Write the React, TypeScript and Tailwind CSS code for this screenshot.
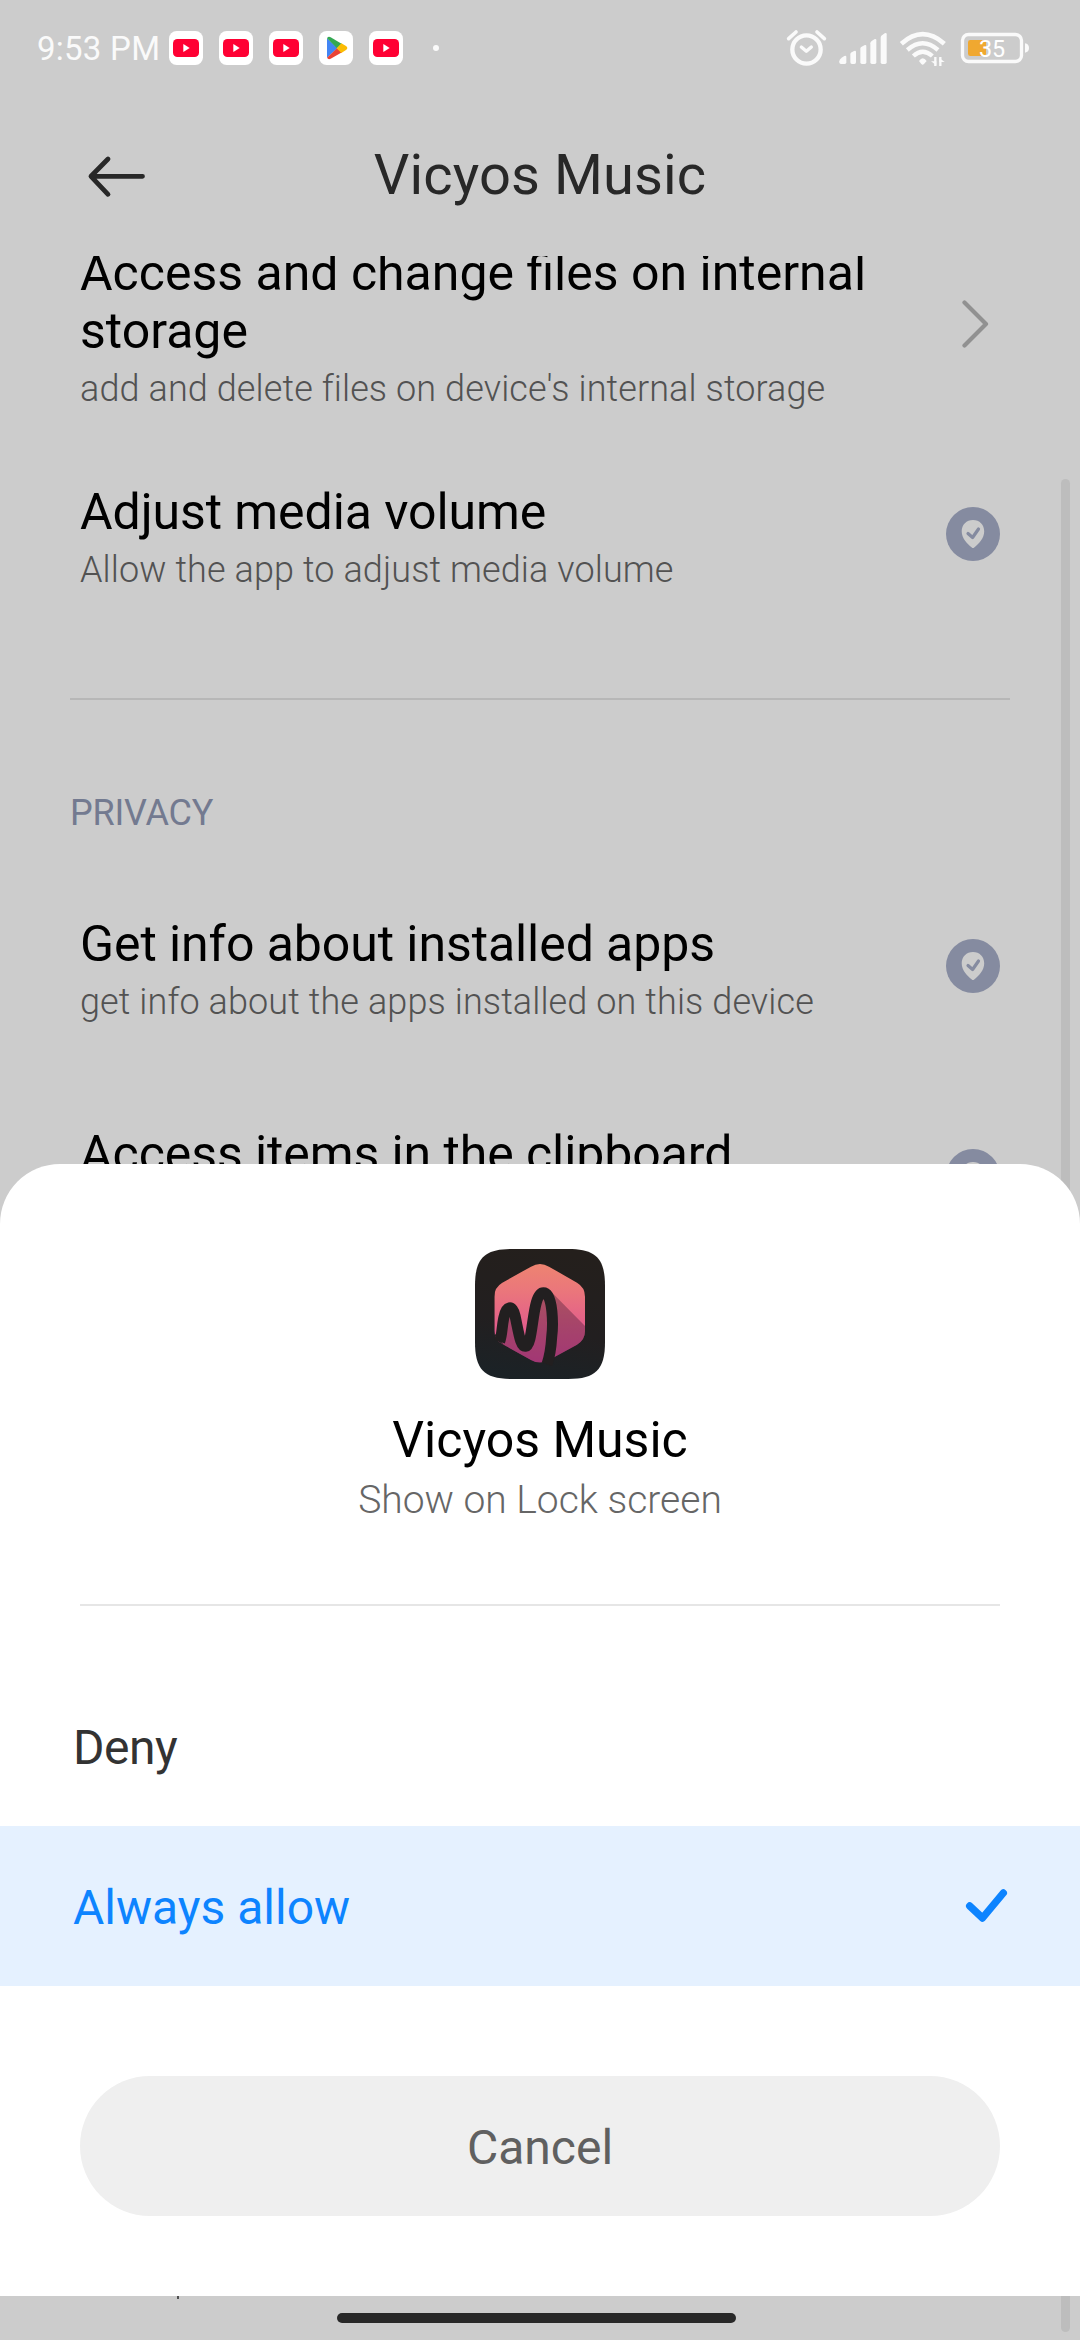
import type { ReactNode } from "react";

function YouTubeIcon() {
  return (
    <svg className="size-[34px]" viewBox="0 0 102 102">
      <rect width="102" height="102" rx="23" fill="#fff" />
      <rect x="12" y="24" width="78" height="54" rx="13" fill="#ff0033" />
      <path d="M43 39v24l19-12z" fill="#fff" />
    </svg>
  );
}

function PlayStoreIcon() {
  return (
    <svg className="size-[34px]" viewBox="0 0 102 102">
      <rect width="102" height="102" rx="23" fill="#fff" />
      <path d="M24 22v58l32-29z" fill="#4285f4" />
      <path d="M24 22q4-7 11-3l34 20-15 13z" fill="#34a853" />
      <path d="M24 80q4 7 11 3l34-19-15-12z" fill="#ea4335" />
      <path d="M67 37l14 8q8 6 0 12l-14 9-14-14z" fill="#fbbc04" />
    </svg>
  );
}

function AlarmIcon() {
  return (
    <svg className="h-[100px] w-[45px]" viewBox="132 0 135 300" fill="none" stroke="#fafafa" strokeLinecap="round" strokeLinejoin="round">
      <circle cx="199.500" cy="148.500" r="42.500" strokeWidth="13" />
      <path d="M184 141l15 13 15-13" strokeWidth="10" />
      <path d="M146 116l22-20M231 96l22 20" strokeWidth="11" />
    </svg>
  );
}

function SignalIcon() {
  return (
    <svg className="ml-[8px] h-[100px] w-[52px]" viewBox="291 0 156 300" fill="#fafafa">
      <path d="M298 184q0-6 7-11l8-5q6-3 6 3v16q0 5-5 5h-11q-5 0-5-5z" />
      <path d="M331 163q0-4 4-6l7-4q6-3 6 3v31q0 5-5 5h-7q-5 0-5-5z" />
      <path d="M361 146q0-4 4-6l8-4q6-3 6 3v48q0 5-5 5h-8q-5 0-5-5z" />
      <path d="M391 130q0-4 4-7l8-5q6-3 6 3v66q0 5-5 5h-8q-5 0-5-5z" />
      <path d="M422 113q0-4 4-7l8-6q6-3 6 3v84q0 5-5 5h-8q-5 0-5-5z" />
    </svg>
  );
}

function WifiIcon() {
  return (
    <svg className="ml-[9px] h-[100px] w-[50px]" viewBox="474 0 150 300" fill="none" stroke="#fafafa">
      <path d="M484 131q64-57 129 0" strokeWidth="14" />
      <path d="M502 150q46-40 92 0" strokeWidth="13" />
      <path d="M520 168q28-26 57 0" strokeWidth="13" />
      <path d="M537 183q11-16 23 0l-8 9q-4 4-8 0z" fill="#fafafa" stroke="none" />
      <path d="M586 171v27M601 198v-27" strokeWidth="7" />
      <path d="M573 184h16v12zM598 174v12h16z" fill="#fafafa" stroke="none" />
    </svg>
  );
}

function BatteryIcon() {
  return (
    <svg className="ml-[11px] h-[100px] w-[72px]" viewBox="657 0 216 300">
      <rect x="667.500" y="103.500" width="177" height="81" rx="18" fill="none" stroke="#fafafa" strokeWidth="10" />
      <rect x="684" y="120" width="54" height="48" rx="7" fill="#f0a830" />
      <path d="M855 130q12 2 12 14t-12 14z" fill="#fafafa" />
      <text x="717" y="171" fontSize="70" fill="#fff" fontFamily="Roboto, sans-serif">35</text>
    </svg>
  );
}

function GrantedIcon() {
  return (
    <svg className="size-[54px] shrink-0" viewBox="0 0 54 54" fill="none">
      <circle cx="27" cy="27" r="27" fill="#858ba0" />
      <path d="M27 13c-6.500 0-11.300 4.800-11.300 11.200 0 7.200 5.300 12.300 10.100 16.300q1.200 1 2.400 0c4.800-4 10-9.100 10-16.300C38.200 17.800 33.500 13 27 13z" fill="#ccc" />
      <path d="M22 26.500l4.600 4 5.900-8.500" stroke="#858ba0" strokeWidth="3.200" strokeLinecap="round" strokeLinejoin="round" />
    </svg>
  );
}

function ChevronIcon() {
  return (
    <svg className="mr-[11px] h-[48px] w-[28px] shrink-0" viewBox="0 0 28 48" fill="none" stroke="#919191" strokeWidth="4.200" strokeLinecap="round" strokeLinejoin="round">
      <path d="M3.500 2.500L25 24 3.500 45.500" />
    </svg>
  );
}

function AppLogo() {
  return (
    <svg className="size-[130px]" viewBox="0 0 390 390">
      <defs>
        <linearGradient id="tile" x1="0.600" y1="0" x2="0.400" y2="1">
          <stop offset="0" stopColor="#241f1c" />
          <stop offset="0.600" stopColor="#221f20" />
          <stop offset="1" stopColor="#1b2226" />
        </linearGradient>
        <linearGradient id="hex" x1="0" y1="0" x2="0" y2="1">
          <stop offset="0" stopColor="#ee8570" />
          <stop offset="0.300" stopColor="#ea757c" />
          <stop offset="0.580" stopColor="#e46189" />
          <stop offset="1" stopColor="#dd4a9c" />
        </linearGradient>
        <clipPath id="hexClip">
          <path d="M168 53q27-16 54 0l84 48q24 14 24 42v104q0 26-24 40l-84 46q-27 15-54 0l-86-48q-24-14-24-40V143q0-28 24-42z" />
        </clipPath>
      </defs>
      <path d="M0 110C0 28 28 0 110 0h170c82 0 110 28 110 110v170c0 82-28 110-110 110H110C28 390 0 362 0 280z" fill="url(#tile)" />
      <g clipPath="url(#hexClip)">
        <rect x="50" y="40" width="290" height="305" fill="url(#hex)" />
        <path d="M78 280L88 205C94 165 114 165 121 200C132 255 140 295 152 293C172 290 170 131 203 131L230 130L390 292V390H78z" fill="#2a1028" fillOpacity="0.330" />
        <path d="M40 254h20l26 34-10 20H40z" fill="#221f20" />
      </g>
      <path d="M74 278C82 255 80 238 86 208C93 169 113 166 120 200C132 255 136 294 152 292C176 290 170 131 205 131C236 131 234 235 230 265C228 300 224 322 216 346" fill="none" stroke="#221f20" strokeWidth="33" />
    </svg>
  );
}

function PermissionRow({ title, detail, children }: { title: string; detail?: string; children: ReactNode }) {
  return (
    <div className="flex h-[210px] items-center justify-between px-[80px]">
      <div className="pt-[5px]">
        <h2 className="text-[50px] leading-[58px] tracking-[-0.08px] text-black">{title}</h2>
        <p className="mt-[8px] h-[42px] text-[36px] leading-[42px] font-light tracking-[0.1px] text-[#525252]">{detail}</p>
      </div>
      {children}
    </div>
  );
}

export default function App() {
  return (
    <main className="relative flex h-[2340px] w-[1080px] flex-col overflow-hidden bg-[#ccc] font-[Roboto,sans-serif]">
      <div className="flex h-[96px] shrink-0 items-start justify-between pr-[49px] pl-[37px]">
        <div className="flex h-[96px] items-center">
          <span className="w-[132px] pt-[2px] text-[33px] leading-[38px] tracking-[0.25px] whitespace-nowrap text-[#fafafa]">9:53 PM</span>
          <div className="flex items-center gap-4">
            <YouTubeIcon />
            <YouTubeIcon />
            <YouTubeIcon />
            <PlayStoreIcon />
            <YouTubeIcon />
          </div>
          <span className="ml-[30px] size-[6px] rounded-full bg-[#fafafa]" />
        </div>
        <div className="flex">
          <AlarmIcon />
          <SignalIcon />
          <WifiIcon />
          <BatteryIcon />
        </div>
      </div>

      <header className="grid h-[160px] shrink-0 grid-cols-[1fr_auto_1fr] items-center px-[86px] pb-[2px]">
        <svg className="mt-[2px] h-[44px] w-[62px]" viewBox="86 154 62 44" fill="none" stroke="#282828" strokeWidth="4.800" strokeLinecap="round" strokeLinejoin="round">
          <path d="M108 159L91 176.300l17 18M91 176.300h51.500" />
        </svg>
        <h1 className="text-[56px] leading-[66px] tracking-[0.12px] text-[#282828]">Vicyos Music</h1>
        <span />
      </header>

      <section className="min-h-0 flex-1 overflow-hidden">
        <div className="-mt-[12px] mb-[20px] flex h-[165px] items-start justify-between px-[80px]">
          <div>
            <h2 className="w-[800px] text-[50px] leading-[58px] text-black">Access and change files on internal storage</h2>
            <p className="mt-[8px] text-[36px] leading-[42px] font-light tracking-[0.1px] text-[#525252]">add and delete files on device's internal storage</p>
          </div>
          <div className="pt-[56px]">
            <ChevronIcon />
          </div>
        </div>
        <PermissionRow title="Adjust media volume" detail="Allow the app to adjust media volume">
          <GrantedIcon />
        </PermissionRow>
        <hr className="mx-[70px] mt-[59px] h-[2px] border-0 bg-[#b7b7b7]" />
        <h3 className="mt-[92px] mb-[27px] pl-[70px] text-[36px] leading-[42px] tracking-[-0.2px] text-[#737a90]">PRIVACY</h3>
        <PermissionRow title="Get info about installed apps" detail="get info about the apps installed on this device">
          <GrantedIcon />
        </PermissionRow>
        <PermissionRow title="Access items in the clipboard">
          <GrantedIcon />
        </PermissionRow>
      </section>

      <div className="absolute top-[479px] right-[10px] bottom-[8px] w-[9px] rounded-full bg-[#bdbdbd]" />
      <div className="absolute bottom-[41px] left-[177px] h-[3px] w-[2px] bg-[#505050]" />
      <div className="absolute bottom-[17px] left-[337px] h-[10px] w-[399px] rounded-full bg-[#282828]" />

      <div className="absolute inset-x-0 top-[1164px] flex h-[1132px] flex-col items-center rounded-t-[60px] bg-white pt-[85px]">
        <AppLogo />
        <h2 className="mt-[32px] text-[50px] leading-[58px] text-black">Vicyos Music</h2>
        <p className="mt-[8px] text-[39px] leading-[46px] font-light text-[#666]">Show on Lock screen</p>
        <hr className="mt-[81px] h-[2px] w-[920px] border-0 bg-[#e6e6e6]" />
        <button className="mt-[60px] flex h-[160px] w-full items-center px-[73px] pt-[2px] text-left text-[48px] leading-[57px] tracking-[-0.5px] text-[#333]">Deny</button>
        <button className="flex h-[160px] w-full items-center justify-between bg-[#e5f1ff] pr-[71px] pl-[73px] text-left text-[48px] leading-[57px] text-[#0d84ff]">
          <span className="pt-[2px]">Always allow</span>
          <svg className="h-[38px] w-[44px]" viewBox="965 1887 44 38" fill="none" stroke="#0d84ff" strokeWidth="7.400" strokeLinecap="round" strokeLinejoin="round">
            <path d="M969.700 1906l12.800 12L1003.300 1893" />
          </svg>
        </button>
        <button className="mt-[90px] flex h-[140px] w-[920px] items-center justify-center rounded-full bg-[#efefef] pt-[3px] text-[48px] leading-[57px] text-[#606060]">Cancel</button>
      </div>
    </main>
  );
}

What you will do: Return each line with "this".

Response to the exercise:
Write the React, TypeScript and Tailwind CSS code for this screenshot.
        <PermissionRow title="Get info about installed apps" detail="get info about the apps installed on this device">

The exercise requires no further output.